Just thirteen years later, in 1854, followers of the haskalah movement in Vienna sent Ludwig August Ritter von Frankal – a physician, poet, educator and follower of Zecharia Frankel, founder of the Conservative Movement --  to establish a secular school in the Holy City. Shortly before the planned opening of Frankal's school – the Lemmel School - Rav Shmuel Salant led all the Ashkenazi Rabbonim of the city and many of the Sefardi Chachamim in making a cherem against the new school.

For over 110 years, the two educational systems -- Etz Chaim and Lemmel -- battled for the neshomos of Jerusalem's children. Although at every opportunity, the cherem was reiterated by the Rabbonim of Etz Chaim and the Yishuv Hayashan, Lemmel continued to grow in popularity until it became the largest school in Jerusalem.

The growth of the Lemmel School was a reflection of the general direction of the country, and, for that matter, the entire world. People assumed that Israel would soon become a completely secular state and that within a generation or two, Torah true Judaism would dwindle until it vanished. An interesting anecdote, a friend of my husband's, a German Jew who arrived in Israel after during the British Mandate, recalls his first Kiddush Levana in Tel Aviv. One of the men commented, "You know, this might be the very last Kiddush Levana to be recited in Eretz Yisrael."

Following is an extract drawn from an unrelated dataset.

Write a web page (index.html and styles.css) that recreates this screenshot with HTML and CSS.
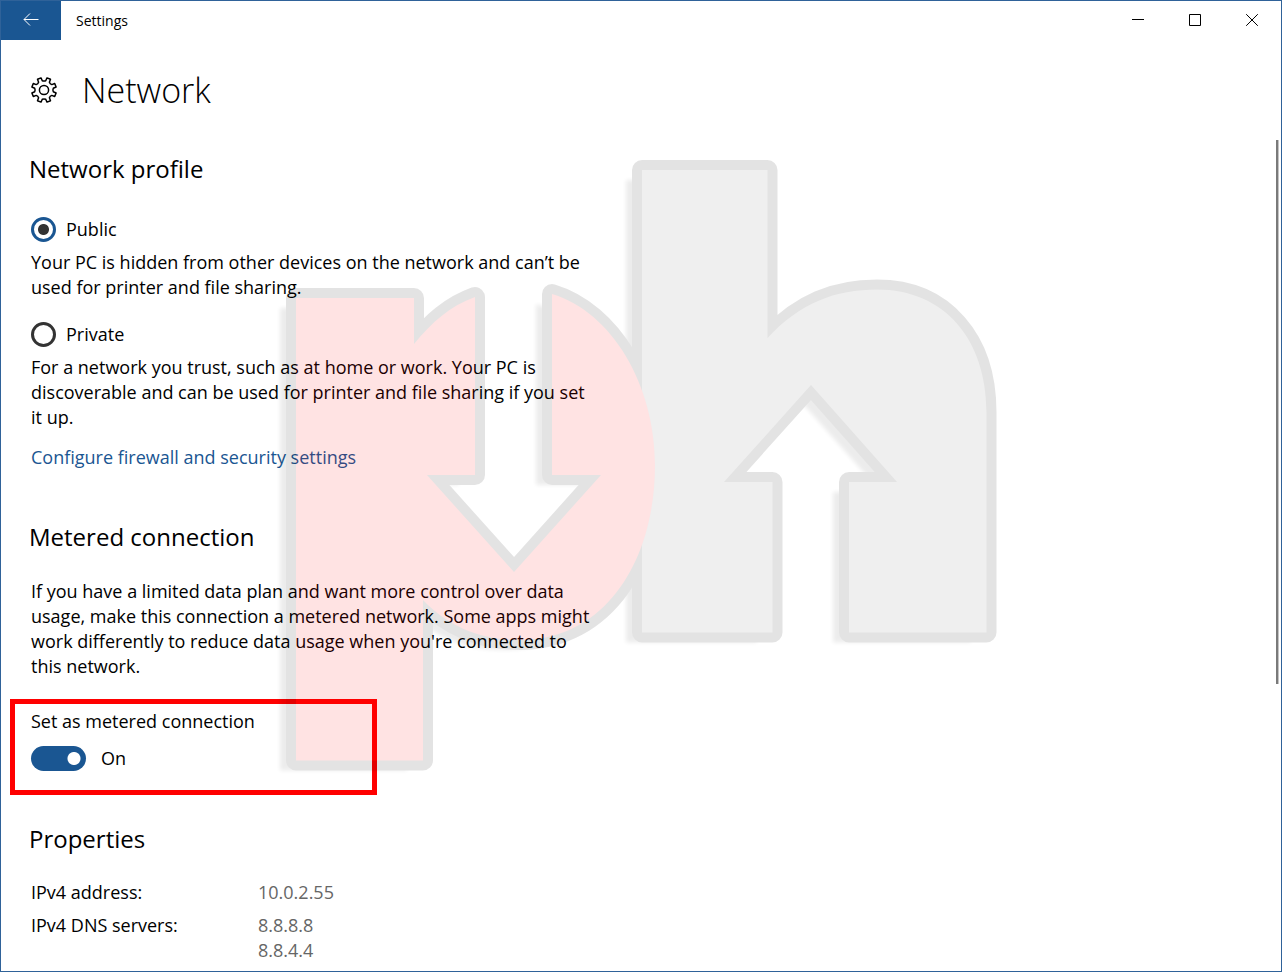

Because of the cherem and all that the Lemmel School symbolized, the Jews of the Old Yishuv were particular to avoid all contact with it. People refrained from even walking past the building, and if there was no choice, they made a point of crossing to the opposite side of the street.  

Yet, amazingly enough, despite all predictions, the Torah community, both in Jerusalem and around the world, blossomed. Today, the overwhelming majority of Jerusalem's children attend Orthodox schools, and each year, those numbers increase, whereas around the world there are frum Jewish communities in places that no one dreamed there would be one. And that brings us back to why this particular Chumash seudah symbolizes the triumph, and eternity, of Torah. Last year Etz Chaim had to leave its historic campus on Yaffo Road. After consulting with Harav Hagaon Rabbi Chaim Kenievsky shlita, and receiving his warm bracha for hatzlacha, Etz Chaim used the money from the sale of the old school to purchase the Lemmel Campus on Yeshayahu Street.

The school that broached Jerusalem's walls of kedushah and led the fight against Etz Chaim and Torah education in Israel will now become Etz Chaim's new home – another example of the eternity of Torah.

Is it no wonder that I could not possibly miss this Chumash seudah?